• _INSTRUCTIONS TO FOLLOW_
Copy all the data exactly, except the pictures.
INFORMATION SUPPLIED start
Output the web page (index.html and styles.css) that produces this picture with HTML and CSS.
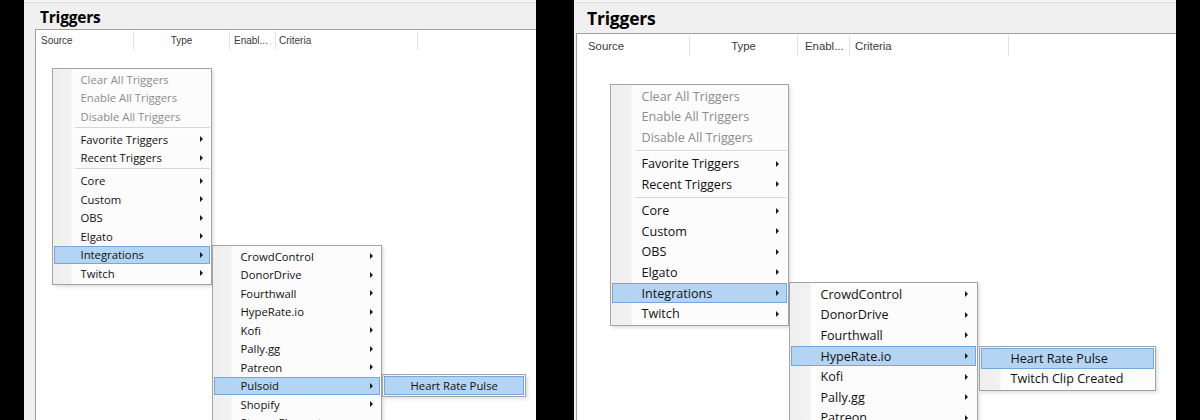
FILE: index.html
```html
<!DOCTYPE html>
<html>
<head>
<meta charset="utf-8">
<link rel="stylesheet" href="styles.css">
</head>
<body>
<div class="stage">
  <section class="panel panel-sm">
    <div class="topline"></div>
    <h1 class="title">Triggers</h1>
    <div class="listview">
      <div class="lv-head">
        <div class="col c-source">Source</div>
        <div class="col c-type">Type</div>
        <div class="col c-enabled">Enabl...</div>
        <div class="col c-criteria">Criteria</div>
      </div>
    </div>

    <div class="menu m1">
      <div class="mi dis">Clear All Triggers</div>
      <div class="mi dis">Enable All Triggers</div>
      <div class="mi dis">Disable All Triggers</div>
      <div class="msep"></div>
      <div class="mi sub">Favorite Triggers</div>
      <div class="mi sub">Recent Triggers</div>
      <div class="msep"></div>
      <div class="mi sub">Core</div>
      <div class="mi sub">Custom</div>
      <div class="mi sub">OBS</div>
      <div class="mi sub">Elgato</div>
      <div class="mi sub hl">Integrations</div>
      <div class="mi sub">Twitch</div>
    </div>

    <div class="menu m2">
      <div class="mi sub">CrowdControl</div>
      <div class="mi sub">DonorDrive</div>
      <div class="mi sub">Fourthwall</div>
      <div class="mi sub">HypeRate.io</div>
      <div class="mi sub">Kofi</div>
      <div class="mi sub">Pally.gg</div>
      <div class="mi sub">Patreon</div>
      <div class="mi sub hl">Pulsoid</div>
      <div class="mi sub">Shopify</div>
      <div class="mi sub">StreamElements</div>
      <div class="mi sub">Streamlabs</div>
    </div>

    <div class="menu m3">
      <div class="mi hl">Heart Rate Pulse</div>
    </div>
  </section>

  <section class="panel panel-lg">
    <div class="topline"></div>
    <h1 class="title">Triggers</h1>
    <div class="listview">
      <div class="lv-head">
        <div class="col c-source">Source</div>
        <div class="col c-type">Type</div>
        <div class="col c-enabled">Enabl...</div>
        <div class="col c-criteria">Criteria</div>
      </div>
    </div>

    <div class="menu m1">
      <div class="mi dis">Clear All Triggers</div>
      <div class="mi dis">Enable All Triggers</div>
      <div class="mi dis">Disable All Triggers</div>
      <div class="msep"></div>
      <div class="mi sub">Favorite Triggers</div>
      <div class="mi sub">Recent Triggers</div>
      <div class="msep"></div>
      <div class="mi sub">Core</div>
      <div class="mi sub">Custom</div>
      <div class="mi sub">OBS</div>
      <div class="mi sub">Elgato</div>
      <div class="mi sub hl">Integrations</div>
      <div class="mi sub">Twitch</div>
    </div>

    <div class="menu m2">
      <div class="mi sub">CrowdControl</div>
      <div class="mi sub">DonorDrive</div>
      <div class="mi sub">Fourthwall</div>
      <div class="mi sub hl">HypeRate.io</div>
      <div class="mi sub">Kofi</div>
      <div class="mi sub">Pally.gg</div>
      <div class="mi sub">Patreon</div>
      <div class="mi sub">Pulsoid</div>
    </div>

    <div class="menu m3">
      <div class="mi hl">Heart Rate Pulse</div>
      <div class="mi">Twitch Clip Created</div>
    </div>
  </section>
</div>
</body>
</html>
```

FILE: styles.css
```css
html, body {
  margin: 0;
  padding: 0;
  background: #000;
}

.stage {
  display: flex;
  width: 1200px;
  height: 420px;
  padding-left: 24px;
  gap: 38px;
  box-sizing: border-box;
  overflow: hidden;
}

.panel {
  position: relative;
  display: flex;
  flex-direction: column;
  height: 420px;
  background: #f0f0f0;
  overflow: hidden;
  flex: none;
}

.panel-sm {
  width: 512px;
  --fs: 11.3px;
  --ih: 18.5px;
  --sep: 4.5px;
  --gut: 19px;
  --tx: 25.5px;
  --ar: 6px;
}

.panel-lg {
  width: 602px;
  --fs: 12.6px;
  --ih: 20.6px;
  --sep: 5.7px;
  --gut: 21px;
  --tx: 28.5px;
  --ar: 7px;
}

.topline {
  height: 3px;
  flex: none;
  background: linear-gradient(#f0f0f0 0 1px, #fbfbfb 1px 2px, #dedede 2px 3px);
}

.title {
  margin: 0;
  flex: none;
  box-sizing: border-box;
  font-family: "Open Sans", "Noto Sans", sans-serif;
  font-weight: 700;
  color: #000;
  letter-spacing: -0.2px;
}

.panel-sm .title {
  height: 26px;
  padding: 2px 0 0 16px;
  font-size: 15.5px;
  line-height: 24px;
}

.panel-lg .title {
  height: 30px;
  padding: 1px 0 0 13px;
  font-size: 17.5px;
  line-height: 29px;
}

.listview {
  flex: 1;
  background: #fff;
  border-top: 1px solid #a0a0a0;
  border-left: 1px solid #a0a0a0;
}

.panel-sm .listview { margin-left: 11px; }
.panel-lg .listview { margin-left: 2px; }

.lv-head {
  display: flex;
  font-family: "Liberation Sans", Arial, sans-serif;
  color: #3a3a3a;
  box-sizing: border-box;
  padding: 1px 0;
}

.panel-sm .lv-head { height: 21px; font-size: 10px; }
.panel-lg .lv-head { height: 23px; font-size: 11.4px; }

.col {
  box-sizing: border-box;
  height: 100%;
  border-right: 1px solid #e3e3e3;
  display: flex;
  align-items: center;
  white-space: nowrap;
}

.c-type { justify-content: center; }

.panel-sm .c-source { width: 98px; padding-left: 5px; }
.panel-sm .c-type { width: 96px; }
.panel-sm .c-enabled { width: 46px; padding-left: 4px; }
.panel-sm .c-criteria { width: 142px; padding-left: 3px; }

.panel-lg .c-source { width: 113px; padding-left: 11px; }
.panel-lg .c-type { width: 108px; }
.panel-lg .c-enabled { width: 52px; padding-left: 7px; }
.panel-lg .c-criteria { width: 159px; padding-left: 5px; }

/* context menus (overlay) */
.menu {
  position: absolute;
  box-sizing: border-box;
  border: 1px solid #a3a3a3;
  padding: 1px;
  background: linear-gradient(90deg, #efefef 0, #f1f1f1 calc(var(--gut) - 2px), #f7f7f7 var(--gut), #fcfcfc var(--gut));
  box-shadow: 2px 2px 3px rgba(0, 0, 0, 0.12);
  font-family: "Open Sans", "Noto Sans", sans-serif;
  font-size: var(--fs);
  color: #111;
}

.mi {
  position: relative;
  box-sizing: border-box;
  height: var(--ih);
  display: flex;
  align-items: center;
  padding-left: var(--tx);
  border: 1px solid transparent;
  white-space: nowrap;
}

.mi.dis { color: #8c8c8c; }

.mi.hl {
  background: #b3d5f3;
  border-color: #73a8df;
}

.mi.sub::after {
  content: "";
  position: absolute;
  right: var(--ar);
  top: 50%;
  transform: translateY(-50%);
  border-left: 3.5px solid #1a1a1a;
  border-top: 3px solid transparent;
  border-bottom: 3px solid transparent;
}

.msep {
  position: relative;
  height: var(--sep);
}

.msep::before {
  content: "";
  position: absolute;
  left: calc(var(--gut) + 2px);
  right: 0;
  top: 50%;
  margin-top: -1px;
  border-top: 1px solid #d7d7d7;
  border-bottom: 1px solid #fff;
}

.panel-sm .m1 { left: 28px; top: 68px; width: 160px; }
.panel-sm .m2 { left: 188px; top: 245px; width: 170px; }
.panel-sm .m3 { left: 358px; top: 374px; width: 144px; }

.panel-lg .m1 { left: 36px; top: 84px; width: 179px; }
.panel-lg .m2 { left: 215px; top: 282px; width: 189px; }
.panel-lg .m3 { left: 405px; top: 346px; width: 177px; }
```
INFORMATION SUPPLIED end
• _SOLUTION TO THIS PROBLEM_
Output the web page (index.html and styles.css) that produces this picture with HTML and CSS.
FILE: index.html
```html
<!DOCTYPE html>
<html>
<head>
<meta charset="utf-8">
<link rel="stylesheet" href="styles.css">
</head>
<body>
<div class="stage">
  <section class="panel panel-sm">
    <div class="topline"></div>
    <h1 class="title">Triggers</h1>
    <div class="listview">
      <div class="lv-head">
        <div class="col c-source">Source</div>
        <div class="col c-type">Type</div>
        <div class="col c-enabled">Enabl...</div>
        <div class="col c-criteria">Criteria</div>
      </div>
    </div>

    <div class="menu m1">
      <div class="mi dis">Clear All Triggers</div>
      <div class="mi dis">Enable All Triggers</div>
      <div class="mi dis">Disable All Triggers</div>
      <div class="msep"></div>
      <div class="mi sub">Favorite Triggers</div>
      <div class="mi sub">Recent Triggers</div>
      <div class="msep"></div>
      <div class="mi sub">Core</div>
      <div class="mi sub">Custom</div>
      <div class="mi sub">OBS</div>
      <div class="mi sub">Elgato</div>
      <div class="mi sub hl">Integrations</div>
      <div class="mi sub">Twitch</div>
    </div>

    <div class="menu m2">
      <div class="mi sub">CrowdControl</div>
      <div class="mi sub">DonorDrive</div>
      <div class="mi sub">Fourthwall</div>
      <div class="mi sub">HypeRate.io</div>
      <div class="mi sub">Kofi</div>
      <div class="mi sub">Pally.gg</div>
      <div class="mi sub">Patreon</div>
      <div class="mi sub hl">Pulsoid</div>
      <div class="mi sub">Shopify</div>
      <div class="mi sub">StreamElements</div>
      <div class="mi sub">Streamlabs</div>
    </div>

    <div class="menu m3">
      <div class="mi hl">Heart Rate Pulse</div>
    </div>
  </section>

  <section class="panel panel-lg">
    <div class="topline"></div>
    <h1 class="title">Triggers</h1>
    <div class="listview">
      <div class="lv-head">
        <div class="col c-source">Source</div>
        <div class="col c-type">Type</div>
        <div class="col c-enabled">Enabl...</div>
        <div class="col c-criteria">Criteria</div>
      </div>
    </div>

    <div class="menu m1">
      <div class="mi dis">Clear All Triggers</div>
      <div class="mi dis">Enable All Triggers</div>
      <div class="mi dis">Disable All Triggers</div>
      <div class="msep"></div>
      <div class="mi sub">Favorite Triggers</div>
      <div class="mi sub">Recent Triggers</div>
      <div class="msep"></div>
      <div class="mi sub">Core</div>
      <div class="mi sub">Custom</div>
      <div class="mi sub">OBS</div>
      <div class="mi sub">Elgato</div>
      <div class="mi sub hl">Integrations</div>
      <div class="mi sub">Twitch</div>
    </div>

    <div class="menu m2">
      <div class="mi sub">CrowdControl</div>
      <div class="mi sub">DonorDrive</div>
      <div class="mi sub">Fourthwall</div>
      <div class="mi sub hl">HypeRate.io</div>
      <div class="mi sub">Kofi</div>
      <div class="mi sub">Pally.gg</div>
      <div class="mi sub">Patreon</div>
      <div class="mi sub">Pulsoid</div>
    </div>

    <div class="menu m3">
      <div class="mi hl">Heart Rate Pulse</div>
      <div class="mi">Twitch Clip Created</div>
    </div>
  </section>
</div>
</body>
</html>
```

FILE: styles.css
```css
html, body {
  margin: 0;
  padding: 0;
  background: #000;
}

.stage {
  display: flex;
  width: 1200px;
  height: 420px;
  padding-left: 24px;
  gap: 38px;
  box-sizing: border-box;
  overflow: hidden;
}

.panel {
  position: relative;
  display: flex;
  flex-direction: column;
  height: 420px;
  background: #f0f0f0;
  overflow: hidden;
  flex: none;
}

.panel-sm {
  width: 512px;
  --fs: 11.3px;
  --ih: 18.5px;
  --sep: 4.5px;
  --gut: 19px;
  --tx: 25.5px;
  --ar: 6px;
}

.panel-lg {
  width: 602px;
  --fs: 12.6px;
  --ih: 20.6px;
  --sep: 5.7px;
  --gut: 21px;
  --tx: 28.5px;
  --ar: 7px;
}

.topline {
  height: 3px;
  flex: none;
  background: linear-gradient(#f0f0f0 0 1px, #fbfbfb 1px 2px, #dedede 2px 3px);
}

.title {
  margin: 0;
  flex: none;
  box-sizing: border-box;
  font-family: "Open Sans", "Noto Sans", sans-serif;
  font-weight: 700;
  color: #000;
  letter-spacing: -0.2px;
}

.panel-sm .title {
  height: 26px;
  padding: 2px 0 0 16px;
  font-size: 15.5px;
  line-height: 24px;
}

.panel-lg .title {
  height: 30px;
  padding: 1px 0 0 13px;
  font-size: 17.5px;
  line-height: 29px;
}

.listview {
  flex: 1;
  background: #fff;
  border-top: 1px solid #a0a0a0;
  border-left: 1px solid #a0a0a0;
}

.panel-sm .listview { margin-left: 11px; }
.panel-lg .listview { margin-left: 2px; }

.lv-head {
  display: flex;
  font-family: "Liberation Sans", Arial, sans-serif;
  color: #3a3a3a;
  box-sizing: border-box;
  padding: 1px 0;
}

.panel-sm .lv-head { height: 21px; font-size: 10px; }
.panel-lg .lv-head { height: 23px; font-size: 11.4px; }

.col {
  box-sizing: border-box;
  height: 100%;
  border-right: 1px solid #e3e3e3;
  display: flex;
  align-items: center;
  white-space: nowrap;
}

.c-type { justify-content: center; }

.panel-sm .c-source { width: 98px; padding-left: 5px; }
.panel-sm .c-type { width: 96px; }
.panel-sm .c-enabled { width: 46px; padding-left: 4px; }
.panel-sm .c-criteria { width: 142px; padding-left: 3px; }

.panel-lg .c-source { width: 113px; padding-left: 11px; }
.panel-lg .c-type { width: 108px; }
.panel-lg .c-enabled { width: 52px; padding-left: 7px; }
.panel-lg .c-criteria { width: 159px; padding-left: 5px; }

/* context menus (overlay) */
.menu {
  position: absolute;
  box-sizing: border-box;
  border: 1px solid #a3a3a3;
  padding: 1px;
  background: linear-gradient(90deg, #efefef 0, #f1f1f1 calc(var(--gut) - 2px), #f7f7f7 var(--gut), #fcfcfc var(--gut));
  box-shadow: 2px 2px 3px rgba(0, 0, 0, 0.12);
  font-family: "Open Sans", "Noto Sans", sans-serif;
  font-size: var(--fs);
  color: #111;
}

.mi {
  position: relative;
  box-sizing: border-box;
  height: var(--ih);
  display: flex;
  align-items: center;
  padding-left: var(--tx);
  border: 1px solid transparent;
  white-space: nowrap;
}

.mi.dis { color: #8c8c8c; }

.mi.hl {
  background: #b3d5f3;
  border-color: #73a8df;
}

.mi.sub::after {
  content: "";
  position: absolute;
  right: var(--ar);
  top: 50%;
  transform: translateY(-50%);
  border-left: 3.5px solid #1a1a1a;
  border-top: 3px solid transparent;
  border-bottom: 3px solid transparent;
}

.msep {
  position: relative;
  height: var(--sep);
}

.msep::before {
  content: "";
  position: absolute;
  left: calc(var(--gut) + 2px);
  right: 0;
  top: 50%;
  margin-top: -1px;
  border-top: 1px solid #d7d7d7;
  border-bottom: 1px solid #fff;
}

.panel-sm .m1 { left: 28px; top: 68px; width: 160px; }
.panel-sm .m2 { left: 188px; top: 245px; width: 170px; }
.panel-sm .m3 { left: 358px; top: 374px; width: 144px; }

.panel-lg .m1 { left: 36px; top: 84px; width: 179px; }
.panel-lg .m2 { left: 215px; top: 282px; width: 189px; }
.panel-lg .m3 { left: 405px; top: 346px; width: 177px; }
```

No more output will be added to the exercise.